A rectangular tank shown below was half–filled with water. Another \(10.05 \text{ litres}\) of water was then added to the tank. How much more water was needed to fill the tank to the brim? Give your answer in litres.

Solution: 

\(1000 \text{ cm}^3 = 1 \mathrm{ \,\ell}\)

Volume of water in the tank 

\(\begin{align*}​ ​&= \frac{1}{2} \times 35 \text{ cm} \times 18 \text{ cm} \times 36 \text{ cm} \\[2ex] &= 11 \;340 \text{ cm}^3 \\[2ex] &= 11.34 \;ℓ​ \end{align*}\)

Remaining volume left to fill the tank

\(\begin{align*}​ ​&​= \frac{1}{2} \times 35 \text{ cm} \times 18 \text{ cm} \times 36 \text{ cm}\\[2ex] &= 11\,340 \text{ cm}^3\\[2ex] &= 11.34 \;ℓ​ \end{align*}\)

Volume of water added in the tank \(= 10.05 \;ℓ\)

Volume of water needed to fill till the brim 

\(\begin{align*}​ ​ &​= 11.34 \;ℓ − 10.05 \;ℓ\\[2ex] &= 1.29 \;ℓ \end{align*}\)

Answer:

\(1.29 \;ℓ\)

Question 2:

Jenny filled \(\displaystyle{\frac {2}{3}}\) of a square–based container with a cocktail. The guests drank \(\text{2.5 litres}\) of cocktail. How much more cocktail must she add in order to fill the container to the brim?
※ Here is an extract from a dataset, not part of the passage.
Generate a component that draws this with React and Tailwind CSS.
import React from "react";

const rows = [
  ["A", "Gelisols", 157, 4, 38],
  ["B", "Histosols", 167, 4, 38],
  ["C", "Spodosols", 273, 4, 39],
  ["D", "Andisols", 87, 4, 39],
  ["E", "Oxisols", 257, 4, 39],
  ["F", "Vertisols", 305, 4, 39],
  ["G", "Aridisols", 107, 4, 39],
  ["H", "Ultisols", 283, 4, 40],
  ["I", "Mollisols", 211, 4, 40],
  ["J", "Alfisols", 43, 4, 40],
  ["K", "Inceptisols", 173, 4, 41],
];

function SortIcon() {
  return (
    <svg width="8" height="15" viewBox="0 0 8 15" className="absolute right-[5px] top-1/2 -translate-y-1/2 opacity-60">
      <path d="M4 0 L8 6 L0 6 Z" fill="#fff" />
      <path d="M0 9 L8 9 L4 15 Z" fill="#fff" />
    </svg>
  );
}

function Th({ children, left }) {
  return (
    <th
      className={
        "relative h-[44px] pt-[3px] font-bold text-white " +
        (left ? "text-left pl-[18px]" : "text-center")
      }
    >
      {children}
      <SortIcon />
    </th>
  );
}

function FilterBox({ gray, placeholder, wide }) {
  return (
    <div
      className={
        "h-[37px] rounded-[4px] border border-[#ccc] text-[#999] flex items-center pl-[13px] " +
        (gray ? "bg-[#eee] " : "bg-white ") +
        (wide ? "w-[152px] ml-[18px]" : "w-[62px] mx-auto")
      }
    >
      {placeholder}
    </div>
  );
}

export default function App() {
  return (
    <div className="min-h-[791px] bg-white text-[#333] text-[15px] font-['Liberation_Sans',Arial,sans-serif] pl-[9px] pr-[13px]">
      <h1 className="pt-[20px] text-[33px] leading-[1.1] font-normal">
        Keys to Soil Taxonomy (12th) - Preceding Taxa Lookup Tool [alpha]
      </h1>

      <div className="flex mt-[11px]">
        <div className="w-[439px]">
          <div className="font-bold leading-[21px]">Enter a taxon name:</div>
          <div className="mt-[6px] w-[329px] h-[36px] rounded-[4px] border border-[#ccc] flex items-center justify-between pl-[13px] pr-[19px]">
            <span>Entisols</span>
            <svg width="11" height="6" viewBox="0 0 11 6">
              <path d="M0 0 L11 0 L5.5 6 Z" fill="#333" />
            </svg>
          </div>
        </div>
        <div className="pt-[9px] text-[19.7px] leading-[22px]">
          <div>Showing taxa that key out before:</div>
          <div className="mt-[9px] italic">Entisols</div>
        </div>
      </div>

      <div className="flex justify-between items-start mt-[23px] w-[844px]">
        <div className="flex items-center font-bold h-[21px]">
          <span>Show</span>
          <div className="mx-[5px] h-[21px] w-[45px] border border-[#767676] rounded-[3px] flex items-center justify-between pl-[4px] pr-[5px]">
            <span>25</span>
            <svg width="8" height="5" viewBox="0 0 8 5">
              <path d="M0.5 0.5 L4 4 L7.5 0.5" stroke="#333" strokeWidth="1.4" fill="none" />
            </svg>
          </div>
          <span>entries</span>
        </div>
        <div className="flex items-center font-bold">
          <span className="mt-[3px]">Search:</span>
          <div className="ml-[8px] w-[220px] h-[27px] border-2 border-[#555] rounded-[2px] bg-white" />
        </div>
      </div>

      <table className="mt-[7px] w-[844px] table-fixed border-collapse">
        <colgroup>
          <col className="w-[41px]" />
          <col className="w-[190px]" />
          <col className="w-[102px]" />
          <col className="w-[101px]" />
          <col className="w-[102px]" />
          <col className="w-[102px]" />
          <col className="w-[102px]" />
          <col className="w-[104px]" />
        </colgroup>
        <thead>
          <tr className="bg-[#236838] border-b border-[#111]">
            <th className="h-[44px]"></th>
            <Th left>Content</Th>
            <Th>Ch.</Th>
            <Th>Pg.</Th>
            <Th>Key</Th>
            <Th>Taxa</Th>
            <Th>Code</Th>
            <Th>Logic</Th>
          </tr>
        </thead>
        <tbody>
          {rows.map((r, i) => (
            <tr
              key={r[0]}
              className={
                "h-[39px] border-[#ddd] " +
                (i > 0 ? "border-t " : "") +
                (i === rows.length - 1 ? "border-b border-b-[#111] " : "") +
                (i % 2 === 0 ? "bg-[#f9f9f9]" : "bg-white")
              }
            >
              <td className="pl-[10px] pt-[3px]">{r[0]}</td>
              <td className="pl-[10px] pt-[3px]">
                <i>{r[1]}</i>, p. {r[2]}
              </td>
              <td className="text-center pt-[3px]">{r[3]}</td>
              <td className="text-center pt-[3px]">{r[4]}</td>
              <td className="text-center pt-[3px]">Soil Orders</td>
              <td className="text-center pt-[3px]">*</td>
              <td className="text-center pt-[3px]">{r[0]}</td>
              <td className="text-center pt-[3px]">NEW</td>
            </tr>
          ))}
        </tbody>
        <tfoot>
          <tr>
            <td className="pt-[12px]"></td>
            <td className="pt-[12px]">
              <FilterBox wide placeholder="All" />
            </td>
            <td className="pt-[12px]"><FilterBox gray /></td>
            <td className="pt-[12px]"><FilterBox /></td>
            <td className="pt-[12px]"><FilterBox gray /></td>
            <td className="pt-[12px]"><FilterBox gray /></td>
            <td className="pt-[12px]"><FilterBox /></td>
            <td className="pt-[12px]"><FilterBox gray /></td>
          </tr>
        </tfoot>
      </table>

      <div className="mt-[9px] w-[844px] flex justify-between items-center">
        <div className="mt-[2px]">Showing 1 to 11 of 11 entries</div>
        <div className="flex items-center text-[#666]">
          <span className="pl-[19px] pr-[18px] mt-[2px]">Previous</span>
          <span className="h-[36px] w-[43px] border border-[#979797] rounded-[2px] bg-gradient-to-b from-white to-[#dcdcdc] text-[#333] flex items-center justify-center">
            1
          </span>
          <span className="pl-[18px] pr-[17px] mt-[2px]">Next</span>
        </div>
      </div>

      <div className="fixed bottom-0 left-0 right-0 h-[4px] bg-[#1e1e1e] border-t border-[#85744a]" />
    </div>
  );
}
Give your answer in litres.

Solution:  

\(1000 \text{ cm}^3 = 1 \;ℓ\)

Volume of cocktail 

\(\begin{align*}​ ​ &= \frac{1}{2} \times 11 \text{ cm} \times 11 \text{ cm} \times 45 \text{ cm} \\[2ex] &= 3630 \text{ cm}^3 \\[2ex] &= 3.63 \;ℓ​ \end{align*}\)
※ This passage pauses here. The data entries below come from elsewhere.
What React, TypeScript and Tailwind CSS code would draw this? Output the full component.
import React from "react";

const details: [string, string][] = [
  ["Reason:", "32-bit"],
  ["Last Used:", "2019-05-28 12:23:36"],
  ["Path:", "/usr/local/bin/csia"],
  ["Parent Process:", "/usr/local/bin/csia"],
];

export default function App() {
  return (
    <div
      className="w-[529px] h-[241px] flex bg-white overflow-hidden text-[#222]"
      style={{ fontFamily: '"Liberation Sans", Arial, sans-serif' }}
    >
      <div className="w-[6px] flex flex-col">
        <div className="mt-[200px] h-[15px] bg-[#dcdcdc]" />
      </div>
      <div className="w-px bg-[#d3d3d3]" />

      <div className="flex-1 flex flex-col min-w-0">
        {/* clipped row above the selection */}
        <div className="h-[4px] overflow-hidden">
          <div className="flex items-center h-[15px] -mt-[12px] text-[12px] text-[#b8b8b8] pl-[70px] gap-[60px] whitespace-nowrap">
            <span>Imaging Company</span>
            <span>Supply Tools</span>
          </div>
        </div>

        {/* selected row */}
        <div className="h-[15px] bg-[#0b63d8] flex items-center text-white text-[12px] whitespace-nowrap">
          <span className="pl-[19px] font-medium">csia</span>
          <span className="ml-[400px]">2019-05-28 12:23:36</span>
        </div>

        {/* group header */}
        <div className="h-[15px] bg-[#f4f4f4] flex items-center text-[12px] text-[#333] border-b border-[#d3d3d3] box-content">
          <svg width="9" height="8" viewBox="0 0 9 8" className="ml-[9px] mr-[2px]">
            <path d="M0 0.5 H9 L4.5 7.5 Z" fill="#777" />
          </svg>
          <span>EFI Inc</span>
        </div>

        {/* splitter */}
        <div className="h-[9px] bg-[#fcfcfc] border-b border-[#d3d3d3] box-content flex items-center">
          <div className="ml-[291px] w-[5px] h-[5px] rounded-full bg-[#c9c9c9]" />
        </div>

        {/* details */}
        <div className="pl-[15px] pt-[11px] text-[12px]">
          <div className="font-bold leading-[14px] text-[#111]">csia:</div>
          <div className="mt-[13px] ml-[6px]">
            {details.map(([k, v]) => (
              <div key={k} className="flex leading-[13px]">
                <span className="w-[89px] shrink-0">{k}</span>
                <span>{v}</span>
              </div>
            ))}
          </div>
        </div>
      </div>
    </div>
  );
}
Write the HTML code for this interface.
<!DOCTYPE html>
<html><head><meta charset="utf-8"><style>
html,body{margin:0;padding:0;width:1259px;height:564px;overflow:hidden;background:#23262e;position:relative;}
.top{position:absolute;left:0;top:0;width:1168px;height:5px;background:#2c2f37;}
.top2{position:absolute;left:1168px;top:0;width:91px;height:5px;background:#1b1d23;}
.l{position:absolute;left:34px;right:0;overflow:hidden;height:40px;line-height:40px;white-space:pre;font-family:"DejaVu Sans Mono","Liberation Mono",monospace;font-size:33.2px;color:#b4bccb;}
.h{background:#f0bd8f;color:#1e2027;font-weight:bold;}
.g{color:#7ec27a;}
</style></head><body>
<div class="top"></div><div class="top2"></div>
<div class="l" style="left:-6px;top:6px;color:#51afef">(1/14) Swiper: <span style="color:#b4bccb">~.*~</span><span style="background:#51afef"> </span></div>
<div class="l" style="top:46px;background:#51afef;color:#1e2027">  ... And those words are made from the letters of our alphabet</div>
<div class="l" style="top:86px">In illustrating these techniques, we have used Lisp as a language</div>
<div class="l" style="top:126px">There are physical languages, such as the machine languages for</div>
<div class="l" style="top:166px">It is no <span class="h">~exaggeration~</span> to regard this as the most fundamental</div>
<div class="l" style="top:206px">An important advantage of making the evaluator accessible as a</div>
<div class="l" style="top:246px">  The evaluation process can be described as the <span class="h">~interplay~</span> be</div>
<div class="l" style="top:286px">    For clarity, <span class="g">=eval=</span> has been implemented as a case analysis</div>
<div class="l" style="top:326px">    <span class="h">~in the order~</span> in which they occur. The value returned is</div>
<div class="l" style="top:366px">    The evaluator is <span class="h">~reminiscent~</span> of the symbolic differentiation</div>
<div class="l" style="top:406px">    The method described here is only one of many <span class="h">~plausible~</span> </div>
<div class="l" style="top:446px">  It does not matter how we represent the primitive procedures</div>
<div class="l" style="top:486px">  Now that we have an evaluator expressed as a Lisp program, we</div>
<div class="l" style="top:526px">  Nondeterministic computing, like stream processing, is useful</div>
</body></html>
Volume of cocktail drank \(= 2.5 \;ℓ\)

Volume of cocktail left

\(\displaystyle{ = 3.63 \;ℓ - 2.5 \;ℓ \\[2ex] = 1.13 \;ℓ }\)

Volume of container

\(\begin{align}​ &= 11 \text{ cm} \times 11 \text{ cm} \times 45 \text{ cm} \\[2ex] &= 5445 \text{ cm}^3 \\[2ex] &= 5.445 \;ℓ \end{align}\)

Volume of cocktail needed to fill till the brim

\(\begin{align*}​ &= 5.445 \;ℓ - 1.13 \;ℓ \\[2ex] &= 4.315 \;ℓ \end{align*}\)

Answer:

\(4.315 \;ℓ\)

Question 3: 

Karen filled \(\displaystyle{\frac {1}{3}}\) of rectangular Container \(\text{A}\) measuring \(\text{24 cm}\) by \(\text{18 cm}\) by \(\text{30 cm}\) with orange juice. Karen then added more orange juice such that half of Container \(\text{A}\) was filled with orange juice. How much more orange juice did Karen add to Container \(\text{A}\)?

Solution: 

Volume of orange juice in the tank 

\(\begin{align*}​ ​&= \frac{1}{3} \times 24 \text{ cm} \times 18 \text{ cm} \times 30 \text{ cm} \\[2ex] &= 4320 \text{ cm}^3 \end{align*}\)

Volume of \(\displaystyle{ \frac {1}{2}}\) of Container \(\text{A}\)

\(\begin{align*}​ ​ &= \frac{1}{2} \times 24 \text{ cm} \times 18 \text{ cm} \times 30 \text{ cm} \\[2ex] &= 6480 \text{ cm}^3 \end{align*}\)

Volume of orange juice Karen added

\(\begin{align}​ &= 6480 \text{ cm}^3 - 4320 \text{ cm}^3 \\[2ex] &= 2160 \text{ cm}^3 \end{align}\)

Answer: 

\(2160 \text{ cm}^3\)

OR 

\(\displaystyle{\frac {1}{2}-\frac{1}{3} = \frac{1}{6}}\)

Volume of orange juice Karen added

\(\begin{align}​ ​\textstyle &= \frac{1}{6} \times 24 \text{ cm} \times 18 \text{ cm} \times 30 \text{ cm} \\[2ex] &= 2160 \text{ cm}^3 \\ \end{align}\)

Answer: 

\(2160 \text{ cm}^3\)

Conclusion

In this article, we have learnt how to calculate the volume of liquids in a container as per the Primary 5 Maths level syllabus.